Unfortunately, publishing quantity is often better for your finances than publishing quality. This sad reality is a reason why we find it difficult to create sustainable writing routines. We sacrifice both mental health and physical wellbeing, pursuing a professional writing career.
We’re told that we need to publish daily if not multiple times a day to be successful. Yet when you look at the reality of the situation consistent publishing can be impactful even if it isn’t daily.
When I began setting up my writing business the first thing I did was google how many articles I need to write a month. It’s eleven… by the way. So I made eleven my goal.
Before I did the research for myself I despaired, I had heard the news that I had to publish every day.
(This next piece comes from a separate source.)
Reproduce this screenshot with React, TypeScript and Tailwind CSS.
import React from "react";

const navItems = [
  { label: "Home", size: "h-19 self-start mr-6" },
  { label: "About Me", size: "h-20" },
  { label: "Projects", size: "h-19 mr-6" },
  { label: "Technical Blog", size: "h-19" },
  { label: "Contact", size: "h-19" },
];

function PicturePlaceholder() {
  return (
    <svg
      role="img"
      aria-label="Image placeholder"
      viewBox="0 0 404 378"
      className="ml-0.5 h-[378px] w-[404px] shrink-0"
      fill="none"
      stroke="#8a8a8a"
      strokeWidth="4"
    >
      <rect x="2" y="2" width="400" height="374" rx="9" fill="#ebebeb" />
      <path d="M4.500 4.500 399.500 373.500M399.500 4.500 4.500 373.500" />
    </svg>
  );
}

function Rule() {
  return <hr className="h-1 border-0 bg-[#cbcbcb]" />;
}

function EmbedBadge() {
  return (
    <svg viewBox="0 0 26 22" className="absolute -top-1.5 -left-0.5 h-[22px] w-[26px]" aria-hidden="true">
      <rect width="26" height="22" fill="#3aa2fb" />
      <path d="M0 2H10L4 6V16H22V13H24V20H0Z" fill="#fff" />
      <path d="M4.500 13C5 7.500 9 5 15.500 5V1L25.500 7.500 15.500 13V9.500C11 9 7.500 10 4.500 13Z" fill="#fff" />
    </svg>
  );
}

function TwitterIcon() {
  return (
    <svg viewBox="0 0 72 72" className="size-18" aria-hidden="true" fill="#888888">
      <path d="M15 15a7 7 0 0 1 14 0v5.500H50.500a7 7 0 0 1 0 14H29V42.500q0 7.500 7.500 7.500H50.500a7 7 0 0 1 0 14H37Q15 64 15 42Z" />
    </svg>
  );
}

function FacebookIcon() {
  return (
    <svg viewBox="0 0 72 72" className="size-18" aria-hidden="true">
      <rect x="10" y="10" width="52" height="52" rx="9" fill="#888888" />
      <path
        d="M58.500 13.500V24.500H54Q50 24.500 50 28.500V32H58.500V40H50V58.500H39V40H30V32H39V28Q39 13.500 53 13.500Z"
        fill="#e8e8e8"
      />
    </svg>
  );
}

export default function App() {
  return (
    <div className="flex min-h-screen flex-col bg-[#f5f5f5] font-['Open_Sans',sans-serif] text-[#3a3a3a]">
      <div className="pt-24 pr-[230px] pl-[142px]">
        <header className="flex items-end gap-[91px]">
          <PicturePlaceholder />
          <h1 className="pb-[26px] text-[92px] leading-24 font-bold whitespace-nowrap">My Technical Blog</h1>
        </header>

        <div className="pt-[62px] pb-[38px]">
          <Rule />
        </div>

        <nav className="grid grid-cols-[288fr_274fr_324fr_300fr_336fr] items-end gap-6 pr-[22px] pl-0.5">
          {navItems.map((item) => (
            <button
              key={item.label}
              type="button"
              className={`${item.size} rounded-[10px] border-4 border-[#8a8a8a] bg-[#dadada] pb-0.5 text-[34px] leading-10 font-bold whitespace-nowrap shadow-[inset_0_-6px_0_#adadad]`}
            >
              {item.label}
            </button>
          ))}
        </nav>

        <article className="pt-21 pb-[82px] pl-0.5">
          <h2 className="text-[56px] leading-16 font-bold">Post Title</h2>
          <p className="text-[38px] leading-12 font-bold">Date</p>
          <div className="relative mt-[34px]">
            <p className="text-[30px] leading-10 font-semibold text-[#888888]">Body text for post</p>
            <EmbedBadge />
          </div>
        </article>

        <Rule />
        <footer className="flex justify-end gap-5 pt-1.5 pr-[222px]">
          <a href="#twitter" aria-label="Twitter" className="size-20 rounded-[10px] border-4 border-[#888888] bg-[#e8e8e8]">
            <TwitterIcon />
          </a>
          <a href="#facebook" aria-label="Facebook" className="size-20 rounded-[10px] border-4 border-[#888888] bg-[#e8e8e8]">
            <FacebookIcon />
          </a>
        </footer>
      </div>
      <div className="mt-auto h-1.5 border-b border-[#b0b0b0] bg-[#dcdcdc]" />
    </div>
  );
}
Sure that’s one way to get on the fast track to success. It’s a legitimate business strategy. I, however, had been there, done that, and realised that I didn’t want to live that way.
I wanted to make writing my job, which meant I had to be a good boss to myself. Unsustainable deadlines and ridiculous turnarounds made me hate writing and myself. I felt worthless, both as a writer and as a human being. I couldn’t keep up with the content mill. So I decided to make a change.
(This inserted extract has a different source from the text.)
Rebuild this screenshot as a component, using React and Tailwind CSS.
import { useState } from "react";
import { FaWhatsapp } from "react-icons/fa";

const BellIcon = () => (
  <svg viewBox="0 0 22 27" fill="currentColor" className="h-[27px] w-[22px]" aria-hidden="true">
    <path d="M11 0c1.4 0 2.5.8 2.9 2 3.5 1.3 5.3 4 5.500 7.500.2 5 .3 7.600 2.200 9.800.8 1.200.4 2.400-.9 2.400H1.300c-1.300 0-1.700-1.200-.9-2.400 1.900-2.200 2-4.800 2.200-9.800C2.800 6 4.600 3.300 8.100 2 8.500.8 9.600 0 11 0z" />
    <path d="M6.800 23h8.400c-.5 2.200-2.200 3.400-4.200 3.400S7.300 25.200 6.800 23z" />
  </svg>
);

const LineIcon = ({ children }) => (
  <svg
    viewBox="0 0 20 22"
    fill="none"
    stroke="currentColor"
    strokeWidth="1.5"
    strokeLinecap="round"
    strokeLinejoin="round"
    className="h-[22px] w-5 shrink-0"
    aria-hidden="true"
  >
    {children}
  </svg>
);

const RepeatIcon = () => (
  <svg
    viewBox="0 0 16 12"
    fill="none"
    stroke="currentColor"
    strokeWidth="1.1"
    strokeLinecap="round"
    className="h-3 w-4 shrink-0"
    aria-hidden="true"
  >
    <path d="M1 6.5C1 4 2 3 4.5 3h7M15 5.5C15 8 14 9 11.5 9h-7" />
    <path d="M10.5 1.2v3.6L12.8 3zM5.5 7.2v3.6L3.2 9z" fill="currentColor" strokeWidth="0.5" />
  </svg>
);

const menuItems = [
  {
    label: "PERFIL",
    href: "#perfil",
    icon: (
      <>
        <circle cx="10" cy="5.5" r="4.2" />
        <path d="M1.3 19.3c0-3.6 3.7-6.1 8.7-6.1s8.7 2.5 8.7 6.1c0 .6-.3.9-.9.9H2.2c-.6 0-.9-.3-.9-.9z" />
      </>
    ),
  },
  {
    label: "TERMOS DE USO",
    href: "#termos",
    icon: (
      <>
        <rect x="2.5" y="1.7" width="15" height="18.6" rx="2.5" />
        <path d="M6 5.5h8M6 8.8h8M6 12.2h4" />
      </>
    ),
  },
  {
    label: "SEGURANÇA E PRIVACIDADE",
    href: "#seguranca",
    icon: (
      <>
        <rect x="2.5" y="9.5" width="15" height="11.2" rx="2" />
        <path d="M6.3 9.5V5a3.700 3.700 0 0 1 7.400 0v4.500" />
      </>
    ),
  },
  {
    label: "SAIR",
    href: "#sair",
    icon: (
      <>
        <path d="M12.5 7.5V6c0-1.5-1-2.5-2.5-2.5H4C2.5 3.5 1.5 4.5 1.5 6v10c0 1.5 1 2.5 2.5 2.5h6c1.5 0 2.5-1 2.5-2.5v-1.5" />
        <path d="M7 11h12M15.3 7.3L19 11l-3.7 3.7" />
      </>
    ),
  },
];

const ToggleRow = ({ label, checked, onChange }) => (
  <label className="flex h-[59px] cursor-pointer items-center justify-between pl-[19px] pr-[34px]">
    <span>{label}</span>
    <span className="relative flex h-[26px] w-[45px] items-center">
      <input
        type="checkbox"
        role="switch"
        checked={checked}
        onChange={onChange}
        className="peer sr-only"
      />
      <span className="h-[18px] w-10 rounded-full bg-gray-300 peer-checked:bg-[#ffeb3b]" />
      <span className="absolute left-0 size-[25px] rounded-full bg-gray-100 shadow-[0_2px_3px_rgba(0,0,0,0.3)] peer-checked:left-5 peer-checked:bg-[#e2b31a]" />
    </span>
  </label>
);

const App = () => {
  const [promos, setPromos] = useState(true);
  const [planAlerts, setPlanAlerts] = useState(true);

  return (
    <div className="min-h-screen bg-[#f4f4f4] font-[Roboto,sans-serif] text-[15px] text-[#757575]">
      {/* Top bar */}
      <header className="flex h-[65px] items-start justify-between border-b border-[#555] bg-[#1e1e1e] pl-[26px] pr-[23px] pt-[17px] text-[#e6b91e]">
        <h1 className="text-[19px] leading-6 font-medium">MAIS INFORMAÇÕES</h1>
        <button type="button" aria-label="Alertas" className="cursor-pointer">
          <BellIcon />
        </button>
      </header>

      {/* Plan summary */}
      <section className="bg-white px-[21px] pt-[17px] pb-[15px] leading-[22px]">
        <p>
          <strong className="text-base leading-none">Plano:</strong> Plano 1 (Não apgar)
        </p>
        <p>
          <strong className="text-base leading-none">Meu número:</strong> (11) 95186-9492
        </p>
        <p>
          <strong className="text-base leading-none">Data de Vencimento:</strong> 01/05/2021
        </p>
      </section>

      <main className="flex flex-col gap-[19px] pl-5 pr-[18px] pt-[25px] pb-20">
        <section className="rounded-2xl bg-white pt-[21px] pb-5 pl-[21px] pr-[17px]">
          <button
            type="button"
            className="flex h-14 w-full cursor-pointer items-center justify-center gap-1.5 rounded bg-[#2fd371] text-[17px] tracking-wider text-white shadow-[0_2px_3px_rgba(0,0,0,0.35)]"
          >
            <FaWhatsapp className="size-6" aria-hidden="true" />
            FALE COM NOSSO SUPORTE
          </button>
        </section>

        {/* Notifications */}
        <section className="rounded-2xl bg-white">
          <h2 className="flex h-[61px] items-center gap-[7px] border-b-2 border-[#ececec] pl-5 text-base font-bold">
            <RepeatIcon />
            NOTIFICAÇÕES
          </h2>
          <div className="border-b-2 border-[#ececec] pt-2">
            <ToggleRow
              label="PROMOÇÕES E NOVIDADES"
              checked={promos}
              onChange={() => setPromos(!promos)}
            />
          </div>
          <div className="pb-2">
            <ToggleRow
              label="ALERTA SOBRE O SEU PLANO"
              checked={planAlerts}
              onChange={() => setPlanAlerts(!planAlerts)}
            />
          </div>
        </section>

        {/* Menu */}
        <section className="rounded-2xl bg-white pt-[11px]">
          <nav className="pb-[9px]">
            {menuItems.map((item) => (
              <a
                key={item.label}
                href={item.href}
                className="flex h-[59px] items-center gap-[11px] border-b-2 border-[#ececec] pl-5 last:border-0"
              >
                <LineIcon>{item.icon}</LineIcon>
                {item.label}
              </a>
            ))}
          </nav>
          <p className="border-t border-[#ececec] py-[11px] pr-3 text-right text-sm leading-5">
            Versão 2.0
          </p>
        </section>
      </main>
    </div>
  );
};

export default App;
I took those eleven articles a month to heart and set up a writing routine that I knew I could stick to. I still publish way more than eleven articles. But that’s because I wanted to stick to specific publishing days.
I started publishing every Monday, Wednesday and Friday and I haven’t looked back since. Now I’ve been writing for a long time and I have finally developed a schedule that is kind to me.
To publish three articles a week, I do a half-hour brainstorming session. Along with three hours of writing, and three hours of editing in a week. Bear in mind this is only article writing time. I have other projects going on that take more time but I’m focusing on weekly publishing for this article.
During this time I often end up overshooting my goals and average five articles a week. I stock up these articles so that I can have sick days, holidays and mental health days. Again this is part of sustainable living.
I recommend giving yourself more time than you need for your writing schedule. I was unkind to myself, I used this same timeframe for publishing five articles weekly. This would be fine most days. But I found it very difficult to get ahead and prepare for breaks so when my body decided to get sick I was screwed.
Working ahead of yourself helps you take the time off when you need it. It also has the added bonus of making you feel on top of things and slightly more professional.
You’ll need to start by considering how much content you want to publish per month. Then figure out how much you can realistically get done in your writing time frame. Readjust your content calendar or your writing time allowance accordingly. The key here is to not put pressure on yourself. If I need to, I can take a half-hour break and my publishing calendar won’t get damaged. We all have good days and bad days. Plan achievable goals on your worst days. You’ll find that you can reach your goals, often exceeding your schedule. This will improve your mental health, quality of life and your relationship with writing.
As always, I cannot wait to see you on the bookshelf.